All of which leads, via comments by Doug on my last post, to determinism in history and fiction. Do individuals and their actions count for much, or do the big battalions of historical forces carry the day? In fiction the plucky heroes may not always win but they always matter.
Even in Romance, however, Lanchester has his say, by setting the limits of the plausible. Our hero swordsman may be able to vanquish half a dozen foes because his blade is swift and his heart pure, but we don't push his luck and have two dozen guardsmen descend on him all at once. Or if we do, we let discretion be the better part of valor, and the hero decamps quickly across the rooftops.
Otherwise, the reader begins to suspect that the author is tipping the balance. Of course the reader knows that the author is tipping the balance ... but if the story can't make them ignore it, then the story is in trouble.
9 comments:
I always like incidents of battlefield tactics where a small flank attack at the right time turns the tide.
Largely a case of exceptions proving the rule, of course.
G.G.Kay is good at this - particularly in A Song for Arbonne.
Good morning.
There are real world situations the Gentle Author may use to get his/her hero out of the superior numbers crack.
Motivation or the fight/flee choice: Nice bit in the HBO Rome series. Scene: Battle of Pharsalus. Caesar and Pompey are about to decide the course of history. Jules is in deep do-do. As his slave/confidant points out, "You're out numbered, infantry 3 to 1, cavalry 5 to 1."
Jules answers, "Yes. We must win or die. Pompey's soldiers have other options." The battle was decided by one cohort of reserves standing its ground against Pompey's cavalry. The Gentle Author can give the bad guys the flee option.

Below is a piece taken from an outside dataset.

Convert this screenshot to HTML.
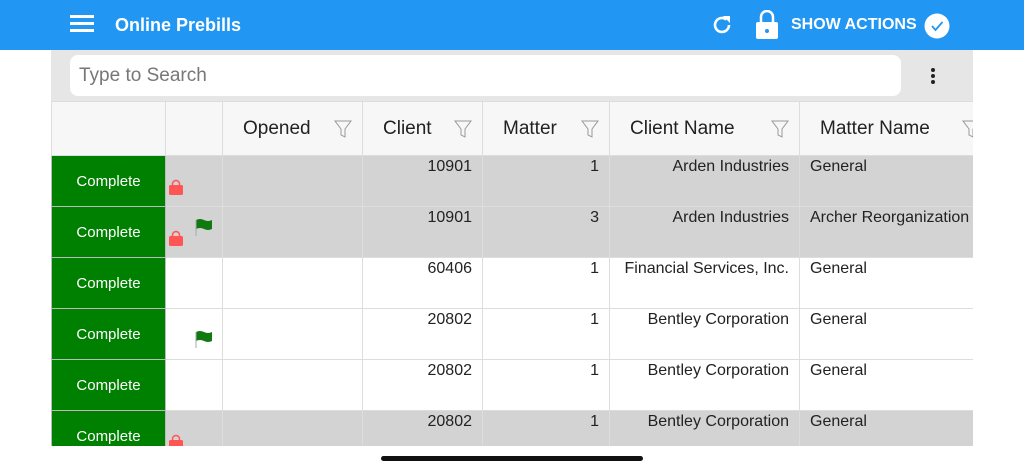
<!DOCTYPE html><html><head><style>
body{margin:0;width:1024px;height:471px;background:#fff;font-family:"Liberation Sans",sans-serif;position:relative;overflow:hidden}
.hdr{position:absolute;left:0;top:0;width:1024px;height:50px;background:#2196f3;color:#fff}
.wrap{position:absolute;left:51px;top:50px;width:922px;height:396px;overflow:hidden;background:#e6e6e6}
.search{position:absolute;left:19px;top:5px;width:831px;height:41px;background:#fff;border-radius:8px;font-size:19px;color:#777;line-height:41px;padding-left:9px;box-sizing:border-box}
table{position:absolute;left:0;top:51px;border-collapse:collapse;table-layout:fixed;width:928px}
td,th{border:1px solid #ddd;padding:0;box-sizing:border-box;font-weight:normal}
th{height:54px;background:#f7f7f7;font-size:19px;color:#222;text-align:left;padding-left:20px;position:relative;white-space:nowrap}
td{height:51px;font-size:16px;color:#222;vertical-align:top;padding:2px 10px 0;white-space:nowrap;overflow:hidden;background:#fff}
tr.g td{background:#d3d3d3}
td.c{background:#008000!important;color:#fff;text-align:center;vertical-align:middle;font-size:15px;padding:0;border-color:#bbb}
.r{text-align:right}
.f{position:absolute;right:10px;top:18px}
.ic{vertical-align:middle;padding:0 0 0 3px}
</style></head><body>
<div class="hdr">
<div style="position:absolute;left:70px;top:15px;width:24px;height:3px;background:#fff;box-shadow:0 7px 0 #fff,0 14px 0 #fff"></div>
<div style="position:absolute;left:115px;top:15px;font-size:18px;font-weight:bold">Online Prebills</div>
<svg style="position:absolute;left:710px;top:13px" width="24" height="24" viewBox="0 0 24 24"><path d="M19 12a7 7 0 1 1-2.5-5.4" fill="none" stroke="#fff" stroke-width="2.6"/><path d="M13 3h7v7z" fill="#fff"/></svg>
<svg style="position:absolute;left:756px;top:10px" width="22" height="29" viewBox="0 0 22 29"><path d="M5 13V7a6 6 0 0 1 12 0v6" fill="none" stroke="#fff" stroke-width="2.5"/><rect x="0" y="12" width="22" height="17" rx="2" fill="#fff"/><circle cx="11" cy="21" r="2" fill="#2196f3"/></svg>
<div style="position:absolute;left:791px;top:16px;font-size:16px;font-weight:bold">SHOW ACTIONS</div>
<svg style="position:absolute;left:924px;top:13px" width="26" height="26" viewBox="0 0 26 26"><circle cx="13" cy="13" r="12.5" fill="#fff"/><path d="M8 13l3.5 4 7-8" fill="none" stroke="#2196f3" stroke-width="1.8"/></svg>
</div>
<div class="wrap">
<div class="search">Type to Search</div>
<div style="position:absolute;left:880px;top:18px;width:4px;height:4px;border-radius:2px;background:#222;box-shadow:0 6px 0 #222,0 12px 0 #222"></div>
<table>
<colgroup><col style="width:114px"><col style="width:57px"><col style="width:140px"><col style="width:120px"><col style="width:127px"><col style="width:190px"><col style="width:180px"></colgroup>
<tr><th></th><th></th>
<th>Opened<svg class="f" width="18" height="18" viewBox="0 0 18 18"><path d="M1 1h16l-6 8v8l-4-2V9z" fill="none" stroke="#999"/></svg></th>
<th>Client<svg class="f" width="18" height="18" viewBox="0 0 18 18"><path d="M1 1h16l-6 8v8l-4-2V9z" fill="none" stroke="#999"/></svg></th>
<th>Matter<svg class="f" width="18" height="18" viewBox="0 0 18 18"><path d="M1 1h16l-6 8v8l-4-2V9z" fill="none" stroke="#999"/></svg></th>
<th>Client Name<svg class="f" width="18" height="18" viewBox="0 0 18 18"><path d="M1 1h16l-6 8v8l-4-2V9z" fill="none" stroke="#999"/></svg></th>
<th>Matter Name<svg class="f" style="right:-1px" width="18" height="18" viewBox="0 0 18 18"><path d="M1 1h16l-6 8v8l-4-2V9z" fill="none" stroke="#999"/></svg></th></tr>
<tr class="g"><td class="c">Complete</td><td class="ic"><svg width="14" height="16" viewBox="0 0 14 16" style="margin-top:16px"><path d="M3.5 7V5a3.5 3.5 0 0 1 7 0v2" fill="none" stroke="#f55" stroke-width="1.5"/><rect x="0" y="6" width="14" height="10" rx="1.5" fill="#f55"/></svg></td><td></td><td class="r">10901</td><td class="r">1</td><td class="r">Arden Industries</td><td>General</td></tr>
<tr class="g"><td class="c">Complete</td><td class="ic"><svg width="14" height="16" viewBox="0 0 14 16" style="margin-top:16px"><path d="M3.5 7V5a3.5 3.5 0 0 1 7 0v2" fill="none" stroke="#f55" stroke-width="1.5"/><rect x="0" y="6" width="14" height="10" rx="1.5" fill="#f55"/></svg><svg width="18" height="18" viewBox="0 0 18 18" style="margin:0 0 10px 12px"><path d="M1 2q4-2 8 0t8 0v9q-4 2-8 0t-8 0z" fill="#107a10"/><path d="M1 2v16" stroke="#aaa"/></svg></td><td></td><td class="r">10901</td><td class="r">3</td><td class="r">Arden Industries</td><td>Archer Reorganization</td></tr>
<tr><td class="c">Complete</td><td></td><td></td><td class="r">60406</td><td class="r">1</td><td class="r" style="padding-right:10px">Financial Services, Inc.</td><td>General</td></tr>
<tr><td class="c">Complete</td><td class="ic"><svg width="18" height="18" viewBox="0 0 18 18" style="margin:14px 0 0 26px"><path d="M1 2q4-2 8 0t8 0v9q-4 2-8 0t-8 0z" fill="#107a10"/><path d="M1 2v16" stroke="#aaa"/></svg></td><td></td><td class="r">20802</td><td class="r">1</td><td class="r">Bentley Corporation</td><td>General</td></tr>
<tr><td class="c">Complete</td><td></td><td></td><td class="r">20802</td><td class="r">1</td><td class="r">Bentley Corporation</td><td>General</td></tr>
<tr class="g"><td class="c">Complete</td><td class="ic"><svg width="14" height="16" viewBox="0 0 14 16" style="margin-top:16px"><path d="M3.5 7V5a3.5 3.5 0 0 1 7 0v2" fill="none" stroke="#f55" stroke-width="1.5"/><rect x="0" y="6" width="14" height="10" rx="1.5" fill="#f55"/></svg></td><td></td><td class="r">20802</td><td class="r">1</td><td class="r">Bentley Corporation</td><td>General</td></tr>
</table>
</div>
<div style="position:absolute;left:381px;top:456px;width:262px;height:5px;border-radius:3px;background:#111"></div>
</body></html>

The morale factor, subset, home court advantage: In real world and Romance people will put up a hellva battle against impossible odds (and sometimes win) when they're fighting for something/someone they believe in.
Beloved home is always a good one. Saving your One True Love always works. An ideal is another, re Dune.
"You can do everything right and still lose," Jean-Luc Picard. Subset, Stupidity equation. Battles and wars aren't chess games; they're crap shoots -- in a mine field. It doesn't take much to tip the balance - the horseshoe nail comes to mind. Ney's cavalry troops forgetting to spike the Allies' cannon. On the other hand, the bold tactical at exactly the right time, thank you Colonel Chamberlain. Or the right decision at the wrong time, too bad Admiral Nagumo. The Stupid equation was best summed by a WWII general, "You win wars by making one less mistake than the enemy." Re Hornblower vs. el Supremo aka Don Julian Alvorado.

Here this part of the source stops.